Updated: October 26, 2013 at 9:09 pm
POTSDAM, N.Y. - In time, Colorado College may look back on a 1-0 overtime loss as a hard lesson learned.
But oh, how it stung Saturday night.
The Tigers (1-3) came within 9.9 seconds of recording the first scoreless tie in the program's 75 years, but lost on a backhanded shot by Clarkson junior Joe Zarbo before a jubilant crowd of 2,363 at Cheel Arena.
The Golden Knights (6-1-1) jumped onto the ice in excitement while a few Tigers could only hang their heads for a moment, knowing they had squandered an excellent performance by senior goalie Josh Thorimbert, who made 42 saves.
"I feel bad for Josh," Tigers coach Scott Owens said. "He gave us a great weekend.
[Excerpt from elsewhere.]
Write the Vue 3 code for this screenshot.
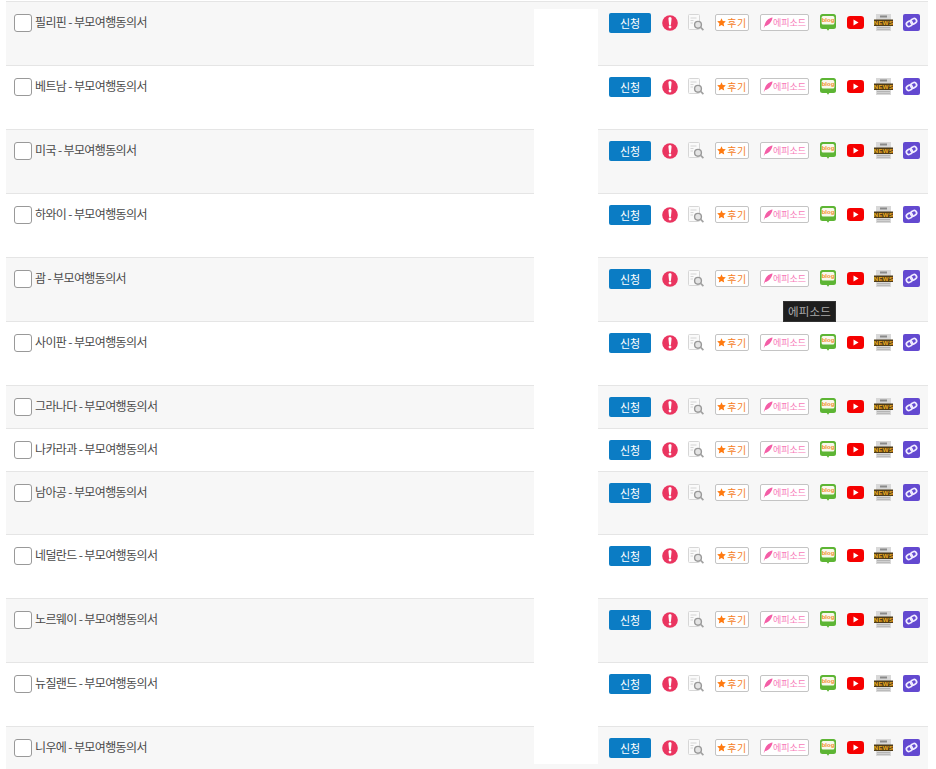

He has kept us in the last three games."
The lesson to learn? The Tigers need to bear down and force their way to the front of the net and win the 50/50 battles for loose pucks.
"We have to learn from this," senior captain Eamonn McDermott said. "The games will be this intense and competitive every weekend. It will only get tougher."
It does indeed with a road trip to National Collegiate Hockey Conference foe Western Michigan where the fans at Lawson Arena are called the Lawson Lunatics for good reason.
Clarkson's defense can take some credit for holding CC to 18 shots in nearly 65 minutes.
"I thought we did a good job swallowing up their shots and getting the rebounds out into the corners," Golden Knights coach Casey Jones said. "The defensemen did a good job clogging things up in front of the net. That played a big factor in their number of shots."
For CC, the Tigers need to work themselves into position and get to those rebounds first. That is a big reason why the Tigers have managed only 53 shots in the three losses.
"It's a mentality we need," McDermott said. "We need to be harder to defend."
There are a couple of positives to take from the loss. The Tigers played with the most energy they have shown during this three-game downturn and Thorimbert continued his strong play. The senior looks to have resumed the all-league form he displayed as a sophomore. He made 139 saves against 148 shots over the first four games.
"I thought we battled and competed," Owens said. "Both teams were better. The production was not there for us. We were out of sync. People weren't in position to get rebounds."
"Thorimbert played great," McDermott said. "It never should have come down to overtime."